There was a Dutch study published last week showing that providing better quality care, in this case to smokers and obese patients, raises the cost of health care because it prolongs the lives of patients (here's the Boston Globe article and here's the actual study). Prolonging lives means they need care for longer periods of time and they die of diseases that are more expensive to treat -- unlike lung cancer, for example, for which there is no treatment, which makes it a relatively cost-effective way to die; better still, using this calculus, would be getting hit by a Mack truck. But I digress....

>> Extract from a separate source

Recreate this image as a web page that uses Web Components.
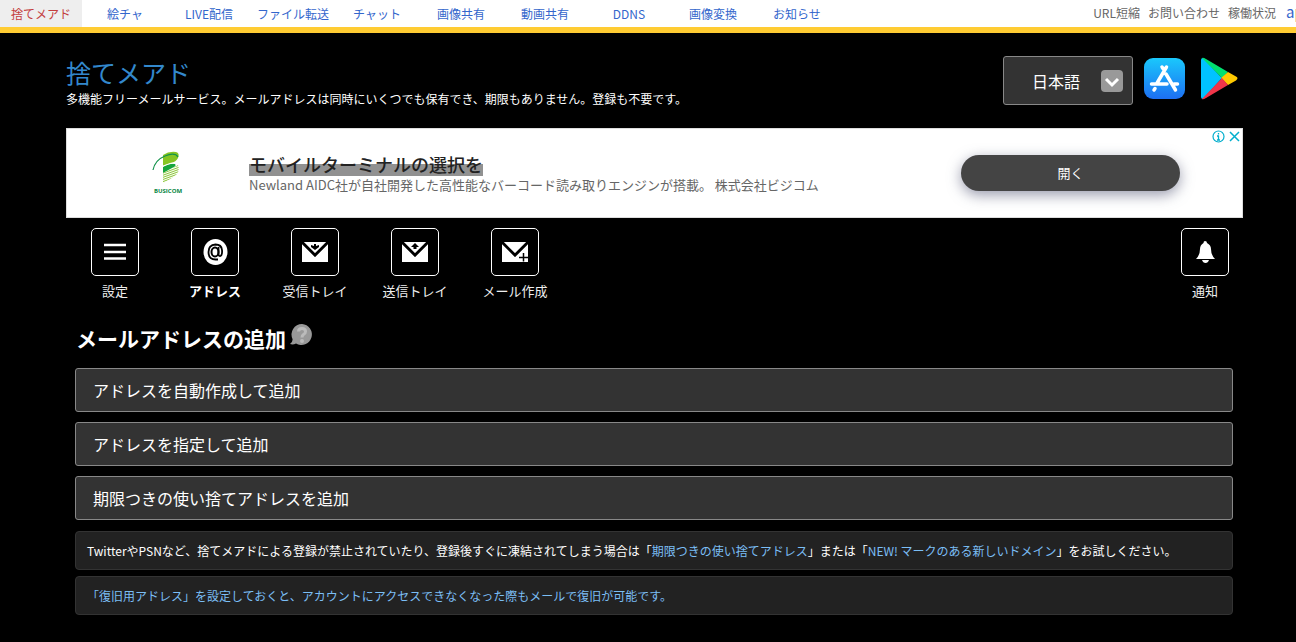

Anyway, the study has been actively blogged on the WSJ health blog already, but one angle I haven't seen discussed is the impact of this on health insurance dynamics. A not uncommon refrain among commercial health insurers is that their investments in quality improvement are reaped mostly by Medicare, because the benefits of healthier enrollees don't really pay off until those enrollees are older and mostly off commercial insurance. The Dutch study suggests that for certain conditions the opposite is true -- higher quality care may increase costs to Medicare (and Social Security) by increasing the fraction of people who live to draw on Medicare (and Social Security) benefits.
States like Pennsylvania and Vermont have adopted the chronic care model as state policy, not only to promote better quality lives for their citizens, but also on the assumption that there are cost savings down the road. The National Quality Measures Clearinghouse has literally thousands of quality measures, and the drumbeat of quality improvement is beating louder and louder every day. Yet, the Dutch study and work by the Partnership for Prevention suggest that the economics for universally applied quality improvement just aren't there.
A real moral dilemma for our society could come with the realization that the Dutch findings may be more generally true -- it may actually cost more to get higher quality care. David Cutler has argued that we should spend more on health care because the marginal returns are so high, and measured in lives saved and pain avoided, that is certainly true. But we live in a reimbursement system where costs are vigorously monetized but benefits aren't, and literally no one has an incentive to put in more money for anything. Funding longer lives and less pain for all will be much easier said than done.